Les projets de transformation de la dynamique du travail promettent une organisation et des relations de travail intégratrices parce que plus flexibles et plus perméables. Or, les modélisations proposées, et leurs schématismes, sont très normatives. Elles divisent et clivent d’autres manières. En quoi les coopérations sont-elles réellement améliorées ?

Les conceptualisations retenues sont celles-là mêmes qui ont contribué à forger les rigidités des modèles antérieurs. Qu’en sera-t-il lorsque les nouvelles dynamiques du travail auront pris de l’ancienneté ? Les concepteurs de ces révolutions (!), protagonistes et promoteurs, suggèrent la nécessité d’une transformation des paradigmes et des représentations, visant évidemment les acteurs résistant au changement ! D’aucuns en suggèrent la démystification…  Aussi citons Lacan (1972-1973, 1979) dont la formule « pousse-toi de là que je m’y mette » marque la place essentielle de l’inconscient.

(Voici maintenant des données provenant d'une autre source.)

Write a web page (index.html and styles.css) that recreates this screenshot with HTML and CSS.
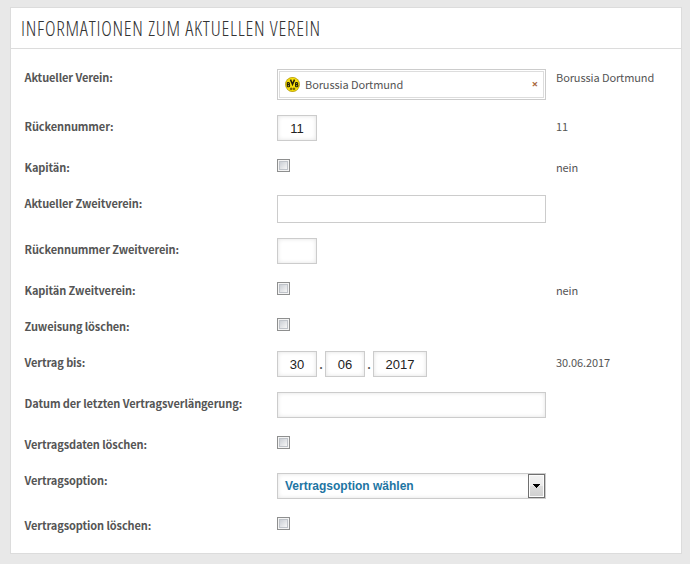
FILE: index.html
```html
<!DOCTYPE html>
<html lang="de">
<head>
<meta charset="utf-8">
<title>Informationen zum aktuellen Verein</title>
<link rel="stylesheet" href="styles.css">
</head>
<body>
<form class="panel">
  <h2 class="panel-title"><span>Informationen zum aktuellen Verein</span></h2>
  <div class="rows">
    <div class="row row-club">
      <label class="label">Aktueller Verein:</label>
      <div class="field">
        <div class="picker"><div class="picker-item">
          <svg class="crest" viewBox="0 0 15 15" width="15" height="15">
            <circle cx="7.5" cy="7.5" r="7.4" fill="#b99f08"/>
            <circle cx="7.5" cy="7.5" r="6.7" fill="#f7df0b"/>
            <path d="M2.3 5.5v4.3M2.3 5.6h1.2q1 0 1 1t-1 1H2.3h1.3q1.1 0 1.1 1.1T3.6 9.8H2.3M10.6 5.5v4.3M10.6 5.6h1.2q1 0 1 1t-1 1h-1.2h1.3q1.1 0 1.1 1.1t-1.1 1.1h-1.3" fill="none" stroke="#211d0b" stroke-width="1.1"/>
            <path d="M5.5 2.6L7.5 7.4L9.5 2.6" fill="none" stroke="#211d0b" stroke-width="1.5"/>
            <path d="M5.4 11h1.5v1.7H5.4zM8.2 11h1.5v1.7H8.2z" fill="#a38b09" stroke="#302a09" stroke-width=".5"/>
          </svg>
          <span class="picker-name">Borussia Dortmund</span>
          <span class="remove">×</span>
        </div></div>
      </div>
      <span class="current">Borussia Dortmund</span>
    </div>
    <div class="row row-input">
      <label class="label">Rückennummer:</label>
      <div class="field"><input class="text short" type="text" value="11"></div>
      <span class="current">11</span>
    </div>
    <div class="row row-check">
      <label class="label">Kapitän:</label>
      <div class="field"><input class="check" type="checkbox"></div>
      <span class="current">nein</span>
    </div>
    <div class="row row-search">
      <label class="label">Aktueller Zweitverein:</label>
      <div class="field"><input class="text search" type="text"></div>
    </div>
    <div class="row row-input">
      <label class="label">Rückennummer Zweitverein:</label>
      <div class="field"><input class="text short" type="text"></div>
    </div>
    <div class="row row-check">
      <label class="label">Kapitän Zweitverein:</label>
      <div class="field"><input class="check" type="checkbox"></div>
      <span class="current">nein</span>
    </div>
    <div class="row row-check">
      <label class="label">Zuweisung löschen:</label>
      <div class="field"><input class="check" type="checkbox"></div>
    </div>
    <div class="row row-input">
      <label class="label">Vertrag bis:</label>
      <div class="field date">
        <input class="text short" type="text" value="30"><span class="dot">.</span><input class="text short" type="text" value="06"><span class="dot">.</span><input class="text year" type="text" value="2017">
      </div>
      <span class="current">30.06.2017</span>
    </div>
    <div class="row row-input">
      <label class="label">Datum der letzten Vertragsverlängerung:</label>
      <div class="field"><input class="text" type="text"></div>
    </div>
    <div class="row row-check">
      <label class="label">Vertragsdaten löschen:</label>
      <div class="field"><input class="check" type="checkbox"></div>
    </div>
    <div class="row row-select">
      <label class="label">Vertragsoption:</label>
      <div class="field">
        <div class="select">
          <span class="select-value">Vertragsoption wählen</span>
          <span class="select-button"><svg width="7" height="4" viewBox="0 0 7 4" shape-rendering="crispEdges"><path d="M0 0h7v1H6v1H5v1H4v1H3V3H2V2H1V1H0z"/></svg></span>
        </div>
      </div>
    </div>
    <div class="row row-check row-last">
      <label class="label">Vertragsoption löschen:</label>
      <div class="field"><input class="check" type="checkbox"></div>
    </div>
  </div>
</form>
</body>
</html>
```
FILE: styles.css
```css
* { box-sizing: border-box; }
body {
  margin: 0;
  padding: 7px 8px 10px 10px;
  background: #e8e8e8;
  color: #555;
  font: 11px/18px "Noto Sans CJK SC", sans-serif;
  letter-spacing: -0.1px;
}
.panel {
  height: 547px;
  background: #fff;
  border: 1px solid #dcdcdc;
}
.panel-title {
  height: 41px;
  margin: 0;
  padding-left: 10px;
  border-bottom: 1px solid #dcdcdc;
  color: #333;
  font: 300 20px/42px "Open Sans", sans-serif;
  font-stretch: 75%;
  letter-spacing: 0.75px;
  text-transform: uppercase;
  white-space: nowrap;
}
.rows { padding: 16px 13px 0; }
.row {
  display: grid;
  grid-template-columns: 253px 269px 1fr;
  align-items: start;
}
.row-club { height: 50px; }
.row-input { height: 41px; }
.row-check { height: 36px; }
.row-search { height: 46px; }
.row-select { height: 44px; }
.label { margin-top: 2px; padding-left: 0.5px; font-weight: 700; white-space: nowrap; }
.current { margin: 2px 0 0 10px; white-space: nowrap; }
.row-club .label, .row-club .current, .row-last .label { margin-top: 3px; }
.field { display: flex; }
.row-club .field, .row-select .field { padding-top: 4px; }
.row-check .field, .row-search .field { padding-top: 3px; }
.row-last .field { padding-top: 4px; }
.text {
  width: 100%;
  height: 26px;
  margin: 0;
  padding: 0 7px;
  border: 1px solid #ccc;
  border-radius: 0;
  outline: 0;
  background: #fff;
  box-shadow: inset 0 0 4px rgba(0, 0, 0, .12);
  color: #222;
  font: 13px "Liberation Sans", sans-serif;
  text-align: center;
}
.short { width: 40px; }
.year { width: 54px; }
.search { height: 28px; box-shadow: none; }
.dot { width: 8px; text-align: center; line-height: 27px; font-weight: 700; }
.check {
  appearance: none;
  width: 13px;
  height: 13px;
  margin: 0;
  border: 1px solid #8e8f8f;
  background: linear-gradient(135deg, #cbcfd5, #f6f6f6) 2px 2px / 7px 7px no-repeat, #f4f4f4;
  box-shadow: inset 0 0 0 1px #f4f4f4, inset 0 0 0 2px #bfc3c9;
}
.picker { width: 100%; height: 31px; padding: 1px; border: 1px solid #ccc; }
.picker-item {
  display: flex;
  align-items: center;
  height: 27px;
  padding: 0 5px 1px 5px;
  border: 1px solid #ddd;
}
.crest { flex: none; }
.picker-name { margin: -1px 0 0 5px; }
.remove { margin-left: auto; color: #a8683c; font: 700 11px/18px "Open Sans", sans-serif; }
.select {
  display: flex;
  width: 100%;
  height: 26px;
  border: 1px solid #ccc;
  box-shadow: inset 0 0 4px rgba(0, 0, 0, .12);
}
.select-value {
  flex: 1;
  padding-left: 7px;
  color: #1d75a3;
  font: 700 12px/24px "Liberation Sans", sans-serif;
  letter-spacing: 0;
}
.select-button {
  display: flex;
  align-items: center;
  justify-content: center;
  width: 17px;
  height: 24px;
  border: 1px solid #707070;
  background: linear-gradient(#f2f2f2, #ebebeb 50%, #ddd 50%, #cfcfcf);
  box-shadow: inset 0 0 0 1px #fcfcfc;
}
```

Cette journée de recherche a vocation à mettre en tension les arguments pertinents, au travers de communications valorisant des projets et des travaux de recherche éclairant des transformations caractéristiques de nouvelles dynamiques du travail… La connaissance de ces nouvelles dynamiques du travail est encore floue. Il serait intéressant de pouvoir envisager leur caractérisation en termes de subordination ontologique, à savoir comment il serait possible de les classer les unes par rapport aux autres en des catégories logiques pour leur mise en perspective dans le cadre de l’action managériale.